Watching the two young women display restrained public affection with each other seemed so perfectly natural. My liberal side silently cheered their fierce independence, and yet my old-time conservative Victorian side thought discretion is still the better part of valor. Ying-yang, always in play - the dualities we try to deny yet must juggle as best we can.
What struck me most was the context of the conservative Korean society that is trying desperately to hold fast to centuries-old traditions in the face of outside influences that can no longer be ignored or suppressed. “Can't you hear me knocking?” and on the other side of the door is the Teenage Wasteland, better known as sex, drugs, and an entertainment-soaked Western World.
As Van Morrison sings on Veedon Fleece (1974), “You Don’t Push The River.”
I sat across from the female couple for six subway stops - which is about 12-minutes, biding my time. Of course I had no idea when they might depart, but I had to document them with a photograph without calling attention to myself, the only older white man in the area. This is the adrenaline rush of street photography that has me hooked as much as anything William Burroughs talks about scoring in Naked Lunch. Timing is everything and that’s what heightens the experience.
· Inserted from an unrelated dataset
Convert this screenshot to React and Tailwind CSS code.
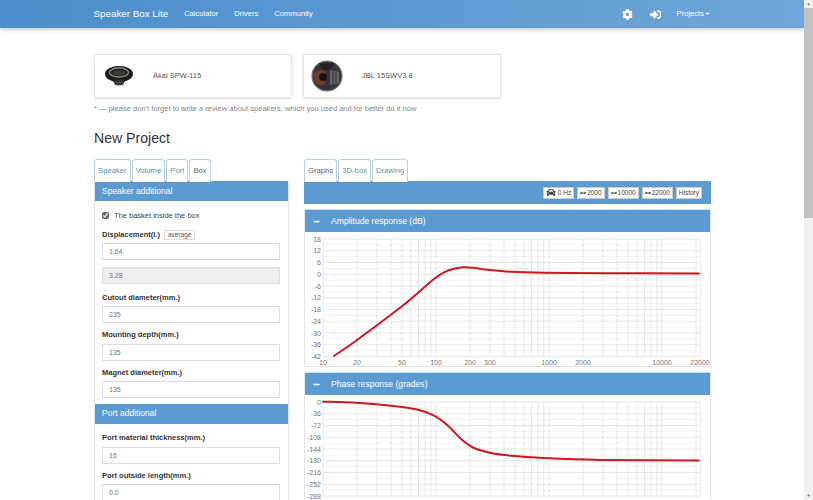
import React from 'react';
import {FaCog, FaSignInAlt, FaCar, FaArrowsAltH, FaMinus, FaCaretDown} from 'react-icons/fa';

const freqs = []
for (let d = 10; d <= 10000; d *= 10) {
    for (let m = 1; m < 10; m++) {
        if (d * m <= 22000) freqs.push(d * m)
    }
}
freqs.push(22000)

const xOf = (f) => 322 + (Math.log10(f) - 1) * 113

// catmull-rom through the picked points, good enough for a response curve
const smooth = (pts) => {
    let d = `M${pts[0][0]} ${pts[0][1]}`
    for (let i = 0; i < pts.length - 1; i++) {
        const p0 = pts[i - 1] || pts[i]
        const p1 = pts[i]
        const p2 = pts[i + 1]
        const p3 = pts[i + 2] || p2
        d += ` C${p1[0] + (p2[0] - p0[0]) / 6} ${p1[1] + (p2[1] - p0[1]) / 6} ${p2[0] - (p3[0] - p1[0]) / 6} ${p2[1] - (p3[1] - p1[1]) / 6} ${p2[0]} ${p2[1]}`
    }
    return d
}

const ampCurve = [[333, 357], [355, 341.7], [400, 308], [433, 280], [447, 271.5], [460, 268.5], [472, 268.8], [487, 270.8], [510, 272.8], [543, 273.8], [600, 274.2], [698, 274.4]]
const phaseCurve = [[322, 402.7], [355, 403.7], [390, 406.7], [417, 410.7], [433, 416.7], [447, 426.7], [460, 440], [473, 449], [490, 454], [510, 456.7], [543, 459], [600, 460.9], [698, 461.6]]

const Chart = ({top, height, first, step, count, curve, xLabels}) => {
    const rows = []
    for (let i = 0; i < count * 2 - 1; i++) rows.push(top + i * 5.875)
    return (
        <svg className="block w-[407px]" style={{height}} viewBox={`304 ${top - 7} 407 ${height}`}>
            {rows.map((y, i) => (
                <line key={y} x1="322" x2="699" y1={y} y2={y} stroke={i % 2 ? "#f2f2f2" : "#e6e6e6"} strokeWidth="1"/>
            ))}
            {freqs.map(f => (
                <line key={f} x1={xOf(f)} x2={xOf(f)} y1={top} y2={top + (count - 1) * 11.75} stroke="#e0e0e0" strokeWidth="0.8"/>
            ))}
            {Array.from({length: count}).map((_, i) => (
                <text key={i} x="320" y={top + i * 11.75 + 2.5} textAnchor="end" fontSize="7" fill="#777">{first + i * step}</text>
            ))}
            {xLabels.map(f => (
                <text key={f} x={f === 22000 ? 699 : xOf(f)} y={top + (count - 1) * 11.75 + 8.5} textAnchor="middle" fontSize="7" fill="#777">{f}</text>
            ))}
            <path d={smooth(curve)} fill="none" stroke="#d0161f" strokeWidth="2" strokeLinecap="round"/>
        </svg>
    )
}

const Tab = ({children, active}) => (
    <div className={`h-[23px] -mb-px flex items-center px-[3px] border border-[#b9d3e4] border-b-0 rounded-t-[3px] bg-white text-[7.7px] ${active ? "text-[#666]" : "text-[#5a94ac]"}`}>
        {children}
    </div>
)

const Field = ({label, value}) => (
    <div className="mb-[5.5px]">
        <div className="flex items-center h-[13px] mb-[2px] text-[7.5px] font-bold text-[#333]">
            {label}
        </div>
        <input readOnly value={value} className="block w-[178px] h-[17px] px-[6px] border border-[#ddd] text-[7px] text-[#777] outline-none"/>
    </div>
)

const Heading = ({children}) => (
    <div className="h-[20px] flex items-center px-[7px] bg-[#5b9bd1] text-white text-[8.5px]">{children}</div>
)

const ChartHeading = ({children}) => (
    <div className="h-[23px] flex items-center px-[8px] bg-[#5b9bd1] text-white text-[8.6px] border-t border-[#c9dff0]">
        <FaMinus className="w-[7px] h-[7px] mr-[11px]"/>
        {children}
    </div>
)

const Btn = ({children}) => (
    <div className="h-[12px] flex items-center gap-[1px] px-[2px] bg-white border border-[#ccc] text-[6.5px] text-[#444]">{children}</div>
)

const SpeakerOne = () => (
    <svg className="w-[30px] h-[24px]" viewBox="0 0 30 24">
        <ellipse cx="15" cy="10" rx="14" ry="8" fill="#1c1c1c"/>
        <ellipse cx="15" cy="8.5" rx="9.5" ry="4.5" fill="none" stroke="#8c8c84" strokeWidth="1.4"/>
        <ellipse cx="15" cy="9" rx="6.5" ry="2.8" fill="#3a3a38"/>
        <path d="M6 15 Q15 24 24 15 Z" fill="#222"/>
        <ellipse cx="15" cy="19" rx="5" ry="2.5" fill="#3d3d3d"/>
    </svg>
)

const SpeakerTwo = () => (
    <svg className="w-[32px] h-[32px]" viewBox="0 0 32 32">
        <circle cx="16" cy="16" r="15" fill="#34343a"/>
        <circle cx="16" cy="16" r="15" fill="none" stroke="#77777d" strokeWidth="1.2"/>
        <path d="M2 13 Q8 8 15 11 L14 24 Q8 28 3 21 Z" fill="#6e3b30"/>
        <circle cx="12" cy="17" r="4" fill="#151518"/>
        <path d="M8 3 L24 3 L18 10 L12 10 Z" fill="#222226"/>
        <path d="M19 10 L28 12 L28 23 L19 25 Z" fill="#66666b"/>
        <path d="M22 11 V24 M25 12 V23" stroke="#2b2a2d" strokeWidth="1"/>
    </svg>
)

const App = () => {
    return (
        <div className="flex h-[500px] overflow-hidden bg-white" style={{fontFamily: '"Liberation Sans", Arial, sans-serif'}}>
            <div className="w-[804px] shrink-0 overflow-hidden">
                <nav className="h-[28px] flex items-center pl-[93.5px] pr-[93px] text-white text-[7.6px] bg-gradient-to-r from-[#4a8ecb] to-[#6fa6d9] shadow-[0_2px_4px_rgba(0,0,0,0.2)]">
                    <span className="text-[9.8px] mr-[16px]">Speaker Box Lite</span>
                    <span className="mr-[16px]">Calculator</span>
                    <span className="mr-[16px]">Drivers</span>
                    <span>Community</span>
                    <FaCog className="ml-auto w-[11px] h-[11px] mr-[17px]"/>
                    <FaSignInAlt className="w-[11px] h-[11px] mr-[16px]"/>
                    <span className="flex items-center">Projects<FaCaretDown className="w-[7px] h-[7px]"/></span>
                </nav>

                <div className="pl-[94px] pt-[26px]">
                    <div className="flex gap-[11px]">
                        <div className="w-[198px] h-[44px] flex items-center pl-[9px] border border-[#e3e3e3] rounded-[2px] shadow-[0_1px_3px_rgba(0,0,0,0.12)] text-[7.5px] text-[#555]">
                            <SpeakerOne/>
                            <span className="ml-[19px]">Akai SPW-115</span>
                        </div>
                        <div className="w-[198px] h-[44px] flex items-center pl-[7px] border border-[#e3e3e3] rounded-[2px] shadow-[0_1px_3px_rgba(0,0,0,0.12)] text-[7.5px] text-[#555]">
                            <SpeakerTwo/>
                            <span className="ml-[19px]">JBL 15SWV3.8</span>
                        </div>
                    </div>
                    <p className="mt-[6px] text-[7.55px] leading-[10px] text-[#888]">* — please don't forget to write a review about speakers, which you used and for better do it now</p>
                    <h1 className="mt-[15px] text-[14.1px] leading-[18px] text-[#333]">New Project</h1>

                    <div className="mt-[12px] flex gap-[15px] text-[8px]">
                        <div className="w-[195px]">
                            <div className="flex gap-[1px] relative">
                                <Tab>Speaker</Tab>
                                <Tab>Volume</Tab>
                                <Tab>Port</Tab>
                                <Tab active>Box</Tab>
                            </div>
                            <div className="border-x border-[#e3e3e3] shadow-[0_0_3px_rgba(0,0,0,0.06)]">
                                <Heading>Speaker additional</Heading>
                                <div className="px-[7px] pt-[8px]">
                                    <div className="flex items-center h-[13px] mb-[6px] text-[7.5px] text-[#444]">
                                        <input readOnly type="checkbox" checked className="w-[7px] h-[7px] mr-[5px] accent-[#666]"/>
                                        The basket inside the box
                                    </div>
                                    <div className="flex items-center h-[13px] mb-[2px] text-[7.5px] font-bold text-[#333]">
                                        Displacement(l.)
                                        <span className="ml-[4px] px-[3px] h-[10px] flex items-center border border-[#ddd] text-[6.5px] font-normal text-[#555]">average</span>
                                    </div>
                                    <input readOnly value="1.64" className="block w-[178px] h-[17px] mb-[7px] px-[6px] border border-[#ddd] text-[7px] text-[#777] outline-none"/>
                                    <input readOnly value="3.28" className="block w-[178px] h-[17px] mb-[7px] px-[6px] border border-[#ddd] bg-[#eee] text-[7px] text-[#777] outline-none"/>
                                    <Field label="Cutout diameter(mm.)" value="235"/>
                                    <Field label="Mounting depth(mm.)" value="135"/>
                                    <Field label="Magnet diameter(mm.)" value="135"/>
                                </div>
                                <div className="mt-[3.5px]">
                                    <Heading>Port additional</Heading>
                                </div>
                                <div className="px-[7px] pt-[8px]">
                                    <Field label="Port material thickness(mm.)" value="16"/>
                                    <Field label="Port outside length(mm.)" value="0.0"/>
                                </div>
                            </div>
                        </div>

                        <div className="w-[407px]">
                            <div className="flex gap-[1px]">
                                <Tab active>Graphs</Tab>
                                <Tab>3D-box</Tab>
                                <Tab>Drawing</Tab>
                            </div>
                            <div className="h-[23px] flex items-center justify-end gap-[3px] pr-[9px] bg-[#5b9bd1]">
                                <Btn><FaCar className="w-[10px] h-[9px] mr-[1px]"/>0 Hz</Btn>
                                <Btn><FaArrowsAltH className="w-[6px] h-[6px]"/>2000</Btn>
                                <Btn><FaArrowsAltH className="w-[6px] h-[6px]"/>10000</Btn>
                                <Btn><FaArrowsAltH className="w-[6px] h-[6px]"/>22000</Btn>
                                <Btn>History</Btn>
                            </div>
                            <div className="mt-[5px] border-x border-b border-[#e3e3e3]">
                                <ChartHeading>Amplitude response (dB)</ChartHeading>
                                <Chart top={240} height={134} first={18} step={-6} count={11} curve={ampCurve}
                                       xLabels={[10, 20, 50, 100, 200, 300, 1000, 2000, 10000, 22000]}/>
                            </div>
                            <div className="mt-[5px] border-x border-[#e3e3e3]">
                                <ChartHeading>Phase response (grades)</ChartHeading>
                                <Chart top={403} height={104} first={0} step={-36} count={9} curve={phaseCurve} xLabels={[]}/>
                            </div>
                        </div>
                    </div>
                </div>
            </div>

            <div className="w-[9px] shrink-0 bg-[#f1f1f1] flex flex-col items-center">
                <div className="h-[8px] flex items-center text-[4px] text-[#555]">▲</div>
                <div className="w-full h-[210px] bg-[#c1c1c1]"></div>
                <div className="mt-auto h-[8px] flex items-center text-[4px] text-[#555]">▼</div>
            </div>
        </div>
    )
}

export default App;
It was my time to leave Line Six and return home. As the subway slowed, I pulled out my X100F … and as the doors of the carriage opened, I had only seconds to get my act together, frame the composition, pre-focus, hit the shutter and make it off the subway before it was too late … and especially before the two women might have given chase in offense at me for revealing a truth through them.
And the truth is the two young women were just two people gloriously lost in each other in a way that we all want to be lost in another person because that’s such a beautiful reason for living.